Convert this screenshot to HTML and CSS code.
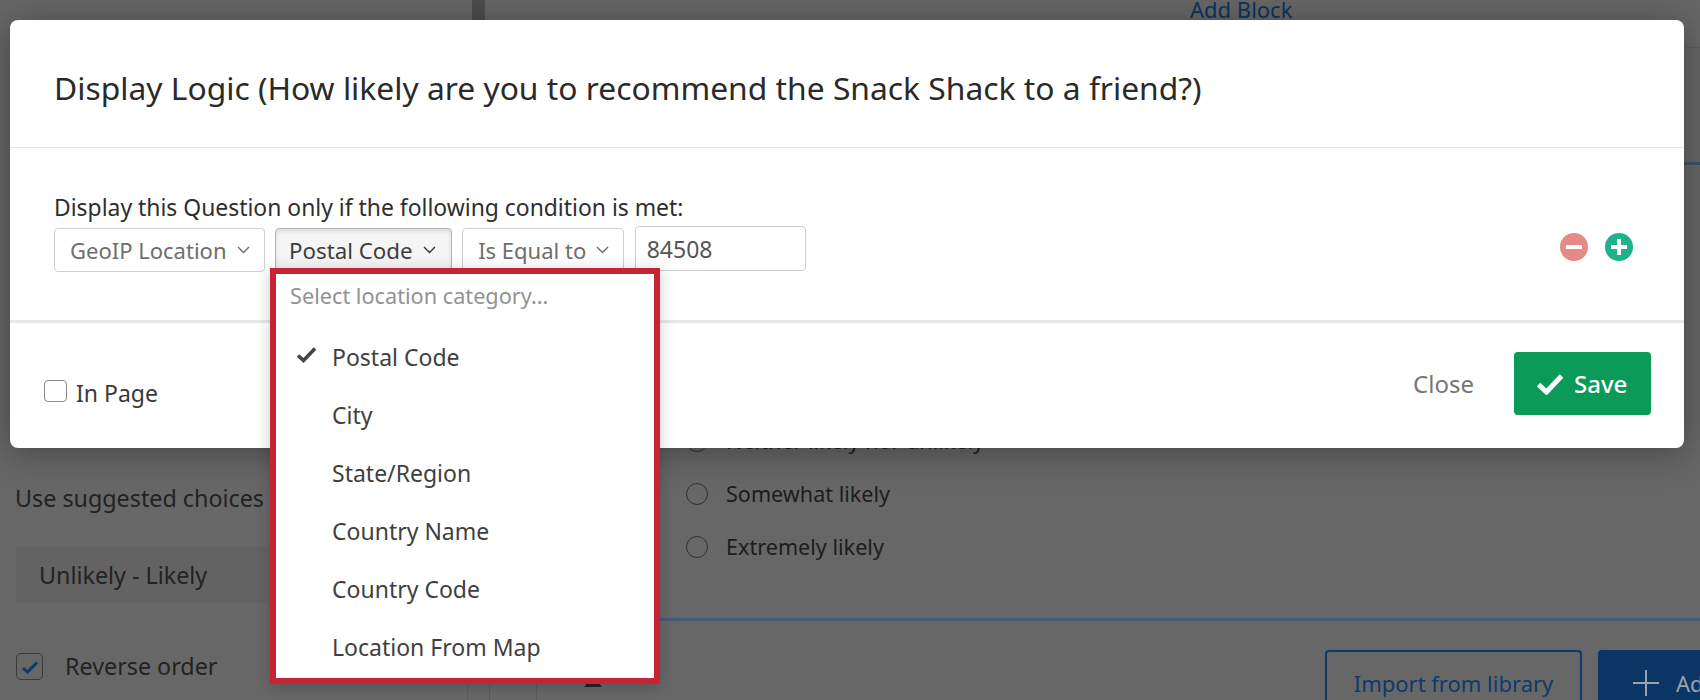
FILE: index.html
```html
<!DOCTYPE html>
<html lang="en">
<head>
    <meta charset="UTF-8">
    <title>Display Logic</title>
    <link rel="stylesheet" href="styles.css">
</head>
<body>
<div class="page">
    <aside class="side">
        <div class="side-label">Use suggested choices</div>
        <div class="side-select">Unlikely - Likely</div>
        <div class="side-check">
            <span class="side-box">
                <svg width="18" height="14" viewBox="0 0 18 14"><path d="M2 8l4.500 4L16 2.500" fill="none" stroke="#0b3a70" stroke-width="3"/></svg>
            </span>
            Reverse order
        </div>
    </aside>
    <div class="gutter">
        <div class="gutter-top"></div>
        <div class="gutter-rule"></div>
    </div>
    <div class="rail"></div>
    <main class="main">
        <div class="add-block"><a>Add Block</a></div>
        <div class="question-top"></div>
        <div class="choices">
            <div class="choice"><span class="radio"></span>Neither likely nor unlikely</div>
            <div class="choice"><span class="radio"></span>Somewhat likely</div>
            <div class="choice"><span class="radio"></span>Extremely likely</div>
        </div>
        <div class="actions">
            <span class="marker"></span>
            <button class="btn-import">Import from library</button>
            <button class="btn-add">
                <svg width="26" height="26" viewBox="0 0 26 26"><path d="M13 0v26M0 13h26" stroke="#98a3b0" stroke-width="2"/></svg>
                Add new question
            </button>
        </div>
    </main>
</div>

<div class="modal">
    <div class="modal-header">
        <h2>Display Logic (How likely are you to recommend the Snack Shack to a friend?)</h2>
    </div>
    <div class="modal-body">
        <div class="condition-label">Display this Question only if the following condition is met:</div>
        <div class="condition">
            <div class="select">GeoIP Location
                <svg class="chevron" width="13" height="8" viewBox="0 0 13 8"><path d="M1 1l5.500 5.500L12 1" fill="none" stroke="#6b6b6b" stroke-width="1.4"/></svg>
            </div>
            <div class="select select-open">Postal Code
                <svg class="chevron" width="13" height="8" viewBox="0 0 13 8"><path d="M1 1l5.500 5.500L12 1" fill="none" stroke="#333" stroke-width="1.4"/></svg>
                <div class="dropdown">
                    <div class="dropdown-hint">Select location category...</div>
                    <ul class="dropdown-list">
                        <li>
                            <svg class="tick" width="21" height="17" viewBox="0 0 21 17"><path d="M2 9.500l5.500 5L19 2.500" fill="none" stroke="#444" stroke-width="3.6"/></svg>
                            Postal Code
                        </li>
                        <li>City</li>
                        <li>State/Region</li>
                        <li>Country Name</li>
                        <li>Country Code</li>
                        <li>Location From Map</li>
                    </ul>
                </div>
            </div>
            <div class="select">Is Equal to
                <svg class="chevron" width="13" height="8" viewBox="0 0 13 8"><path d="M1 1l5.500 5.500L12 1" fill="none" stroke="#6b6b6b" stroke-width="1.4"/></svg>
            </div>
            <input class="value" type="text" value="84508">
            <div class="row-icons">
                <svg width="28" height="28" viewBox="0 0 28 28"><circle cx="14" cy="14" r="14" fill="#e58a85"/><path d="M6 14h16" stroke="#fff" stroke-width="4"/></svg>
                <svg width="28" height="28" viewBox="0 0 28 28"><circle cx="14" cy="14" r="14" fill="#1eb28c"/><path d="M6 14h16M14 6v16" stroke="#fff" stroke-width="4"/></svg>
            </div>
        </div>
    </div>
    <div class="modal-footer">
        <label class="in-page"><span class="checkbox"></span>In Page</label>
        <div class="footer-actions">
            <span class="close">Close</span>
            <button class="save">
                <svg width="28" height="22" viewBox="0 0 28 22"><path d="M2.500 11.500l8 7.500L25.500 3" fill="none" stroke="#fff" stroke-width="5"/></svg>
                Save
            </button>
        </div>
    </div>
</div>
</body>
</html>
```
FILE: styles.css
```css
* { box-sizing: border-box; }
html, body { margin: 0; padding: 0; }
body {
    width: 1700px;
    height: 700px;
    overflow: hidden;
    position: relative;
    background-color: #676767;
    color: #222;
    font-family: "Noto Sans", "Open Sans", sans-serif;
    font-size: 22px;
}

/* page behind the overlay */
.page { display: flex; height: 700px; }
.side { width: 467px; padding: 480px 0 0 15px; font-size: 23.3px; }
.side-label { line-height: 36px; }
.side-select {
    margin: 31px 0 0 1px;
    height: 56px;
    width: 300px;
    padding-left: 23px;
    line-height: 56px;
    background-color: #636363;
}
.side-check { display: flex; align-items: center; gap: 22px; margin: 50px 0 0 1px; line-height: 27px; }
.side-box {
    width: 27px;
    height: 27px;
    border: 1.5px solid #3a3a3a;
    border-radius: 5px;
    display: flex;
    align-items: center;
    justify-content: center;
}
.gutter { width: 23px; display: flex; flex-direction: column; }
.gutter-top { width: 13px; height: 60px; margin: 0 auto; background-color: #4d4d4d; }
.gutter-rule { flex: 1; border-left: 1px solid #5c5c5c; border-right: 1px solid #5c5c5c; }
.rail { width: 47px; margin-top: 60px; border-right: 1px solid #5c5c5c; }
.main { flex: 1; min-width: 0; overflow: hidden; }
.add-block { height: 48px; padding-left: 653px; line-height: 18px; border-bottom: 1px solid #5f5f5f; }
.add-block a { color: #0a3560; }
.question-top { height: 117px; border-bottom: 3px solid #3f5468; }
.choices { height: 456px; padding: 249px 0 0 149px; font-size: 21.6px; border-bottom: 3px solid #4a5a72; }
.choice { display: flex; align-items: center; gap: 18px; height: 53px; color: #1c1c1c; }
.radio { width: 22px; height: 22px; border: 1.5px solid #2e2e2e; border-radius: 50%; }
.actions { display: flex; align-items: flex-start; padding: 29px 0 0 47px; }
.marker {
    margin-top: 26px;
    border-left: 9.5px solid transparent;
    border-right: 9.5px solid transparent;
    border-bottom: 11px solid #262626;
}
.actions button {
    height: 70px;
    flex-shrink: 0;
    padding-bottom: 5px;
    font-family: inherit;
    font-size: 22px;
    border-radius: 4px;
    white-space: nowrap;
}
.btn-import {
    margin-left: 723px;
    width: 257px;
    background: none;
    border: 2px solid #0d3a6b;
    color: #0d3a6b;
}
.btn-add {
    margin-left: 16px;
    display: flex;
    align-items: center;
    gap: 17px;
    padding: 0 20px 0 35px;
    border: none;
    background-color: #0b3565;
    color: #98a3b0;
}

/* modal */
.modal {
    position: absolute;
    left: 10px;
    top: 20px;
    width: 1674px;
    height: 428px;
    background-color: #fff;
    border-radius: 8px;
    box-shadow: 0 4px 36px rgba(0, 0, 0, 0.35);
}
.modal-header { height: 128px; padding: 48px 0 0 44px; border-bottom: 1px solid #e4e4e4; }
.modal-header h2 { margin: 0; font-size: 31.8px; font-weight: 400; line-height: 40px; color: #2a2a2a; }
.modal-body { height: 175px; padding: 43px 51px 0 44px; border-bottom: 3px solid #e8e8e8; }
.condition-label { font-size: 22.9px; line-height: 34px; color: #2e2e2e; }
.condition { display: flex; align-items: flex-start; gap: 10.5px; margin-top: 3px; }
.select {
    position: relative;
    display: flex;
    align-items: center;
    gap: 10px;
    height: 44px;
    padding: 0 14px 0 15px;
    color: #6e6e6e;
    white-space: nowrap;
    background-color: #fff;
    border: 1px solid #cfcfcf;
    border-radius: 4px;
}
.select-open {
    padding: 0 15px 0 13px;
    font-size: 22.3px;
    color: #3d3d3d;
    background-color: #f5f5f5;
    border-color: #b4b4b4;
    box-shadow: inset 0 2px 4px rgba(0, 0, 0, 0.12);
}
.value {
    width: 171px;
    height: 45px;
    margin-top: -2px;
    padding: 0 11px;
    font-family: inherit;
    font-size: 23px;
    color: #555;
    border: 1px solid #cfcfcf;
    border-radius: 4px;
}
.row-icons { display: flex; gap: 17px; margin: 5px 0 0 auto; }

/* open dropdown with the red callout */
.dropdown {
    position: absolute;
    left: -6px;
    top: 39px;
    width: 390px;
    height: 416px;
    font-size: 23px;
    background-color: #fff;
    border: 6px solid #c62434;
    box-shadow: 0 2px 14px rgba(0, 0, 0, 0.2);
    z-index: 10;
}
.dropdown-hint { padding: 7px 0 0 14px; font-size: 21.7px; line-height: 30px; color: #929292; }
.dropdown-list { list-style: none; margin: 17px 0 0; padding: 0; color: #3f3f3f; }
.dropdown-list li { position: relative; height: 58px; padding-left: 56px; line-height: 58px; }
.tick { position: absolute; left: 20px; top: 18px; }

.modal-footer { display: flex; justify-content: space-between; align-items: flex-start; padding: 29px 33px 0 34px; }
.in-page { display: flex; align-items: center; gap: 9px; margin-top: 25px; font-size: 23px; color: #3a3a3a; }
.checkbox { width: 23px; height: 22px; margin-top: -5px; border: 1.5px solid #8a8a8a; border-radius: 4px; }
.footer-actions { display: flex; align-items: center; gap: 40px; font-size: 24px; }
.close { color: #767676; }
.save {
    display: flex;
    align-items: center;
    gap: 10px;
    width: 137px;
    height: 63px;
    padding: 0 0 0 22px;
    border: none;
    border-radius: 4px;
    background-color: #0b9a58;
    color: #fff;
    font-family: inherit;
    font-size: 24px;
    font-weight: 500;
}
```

* [Given task]
Make a list of all lines in the data that contain "this".

* [Task result]
Convert this screenshot to HTML and CSS code.
        <div class="condition-label">Display this Question only if the following condition is met:</div>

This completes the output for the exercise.